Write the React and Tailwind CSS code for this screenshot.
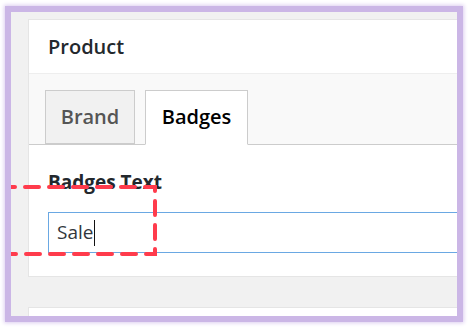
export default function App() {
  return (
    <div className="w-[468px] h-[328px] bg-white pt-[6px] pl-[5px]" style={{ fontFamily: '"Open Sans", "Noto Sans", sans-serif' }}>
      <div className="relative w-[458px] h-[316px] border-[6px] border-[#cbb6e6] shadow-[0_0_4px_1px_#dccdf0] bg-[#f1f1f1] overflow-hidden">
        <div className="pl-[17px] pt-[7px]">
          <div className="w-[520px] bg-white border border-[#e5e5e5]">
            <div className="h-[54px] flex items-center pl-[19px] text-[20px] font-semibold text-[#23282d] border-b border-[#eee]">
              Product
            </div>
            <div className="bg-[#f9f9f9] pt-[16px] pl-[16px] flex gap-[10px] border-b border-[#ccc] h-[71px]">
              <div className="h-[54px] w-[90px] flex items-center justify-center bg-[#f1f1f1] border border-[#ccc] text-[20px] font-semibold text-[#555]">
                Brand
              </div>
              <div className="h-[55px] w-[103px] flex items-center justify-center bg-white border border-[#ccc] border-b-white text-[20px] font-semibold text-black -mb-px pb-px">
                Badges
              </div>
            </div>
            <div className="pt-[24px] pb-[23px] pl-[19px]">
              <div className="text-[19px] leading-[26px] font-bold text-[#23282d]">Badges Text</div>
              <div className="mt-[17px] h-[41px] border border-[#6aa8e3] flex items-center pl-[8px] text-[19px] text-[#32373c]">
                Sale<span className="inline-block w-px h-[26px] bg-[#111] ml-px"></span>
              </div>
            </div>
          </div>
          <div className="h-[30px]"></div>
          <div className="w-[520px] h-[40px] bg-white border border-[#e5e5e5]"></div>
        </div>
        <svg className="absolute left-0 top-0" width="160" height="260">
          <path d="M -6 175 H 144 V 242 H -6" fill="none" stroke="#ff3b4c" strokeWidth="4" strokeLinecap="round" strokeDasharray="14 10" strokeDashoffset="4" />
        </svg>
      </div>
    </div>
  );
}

§ §

# TASK REQUIREMENTS
Reproduce the full material exactly, excluding the pictures.

# FINAL RESULT
Write the React and Tailwind CSS code for this screenshot.
export default function App() {
  return (
    <div className="w-[468px] h-[328px] bg-white pt-[6px] pl-[5px]" style={{ fontFamily: '"Open Sans", "Noto Sans", sans-serif' }}>
      <div className="relative w-[458px] h-[316px] border-[6px] border-[#cbb6e6] shadow-[0_0_4px_1px_#dccdf0] bg-[#f1f1f1] overflow-hidden">
        <div className="pl-[17px] pt-[7px]">
          <div className="w-[520px] bg-white border border-[#e5e5e5]">
            <div className="h-[54px] flex items-center pl-[19px] text-[20px] font-semibold text-[#23282d] border-b border-[#eee]">
              Product
            </div>
            <div className="bg-[#f9f9f9] pt-[16px] pl-[16px] flex gap-[10px] border-b border-[#ccc] h-[71px]">
              <div className="h-[54px] w-[90px] flex items-center justify-center bg-[#f1f1f1] border border-[#ccc] text-[20px] font-semibold text-[#555]">
                Brand
              </div>
              <div className="h-[55px] w-[103px] flex items-center justify-center bg-white border border-[#ccc] border-b-white text-[20px] font-semibold text-black -mb-px pb-px">
                Badges
              </div>
            </div>
            <div className="pt-[24px] pb-[23px] pl-[19px]">
              <div className="text-[19px] leading-[26px] font-bold text-[#23282d]">Badges Text</div>
              <div className="mt-[17px] h-[41px] border border-[#6aa8e3] flex items-center pl-[8px] text-[19px] text-[#32373c]">
                Sale<span className="inline-block w-px h-[26px] bg-[#111] ml-px"></span>
              </div>
            </div>
          </div>
          <div className="h-[30px]"></div>
          <div className="w-[520px] h-[40px] bg-white border border-[#e5e5e5]"></div>
        </div>
        <svg className="absolute left-0 top-0" width="160" height="260">
          <path d="M -6 175 H 144 V 242 H -6" fill="none" stroke="#ff3b4c" strokeWidth="4" strokeLinecap="round" strokeDasharray="14 10" strokeDashoffset="4" />
        </svg>
      </div>
    </div>
  );
}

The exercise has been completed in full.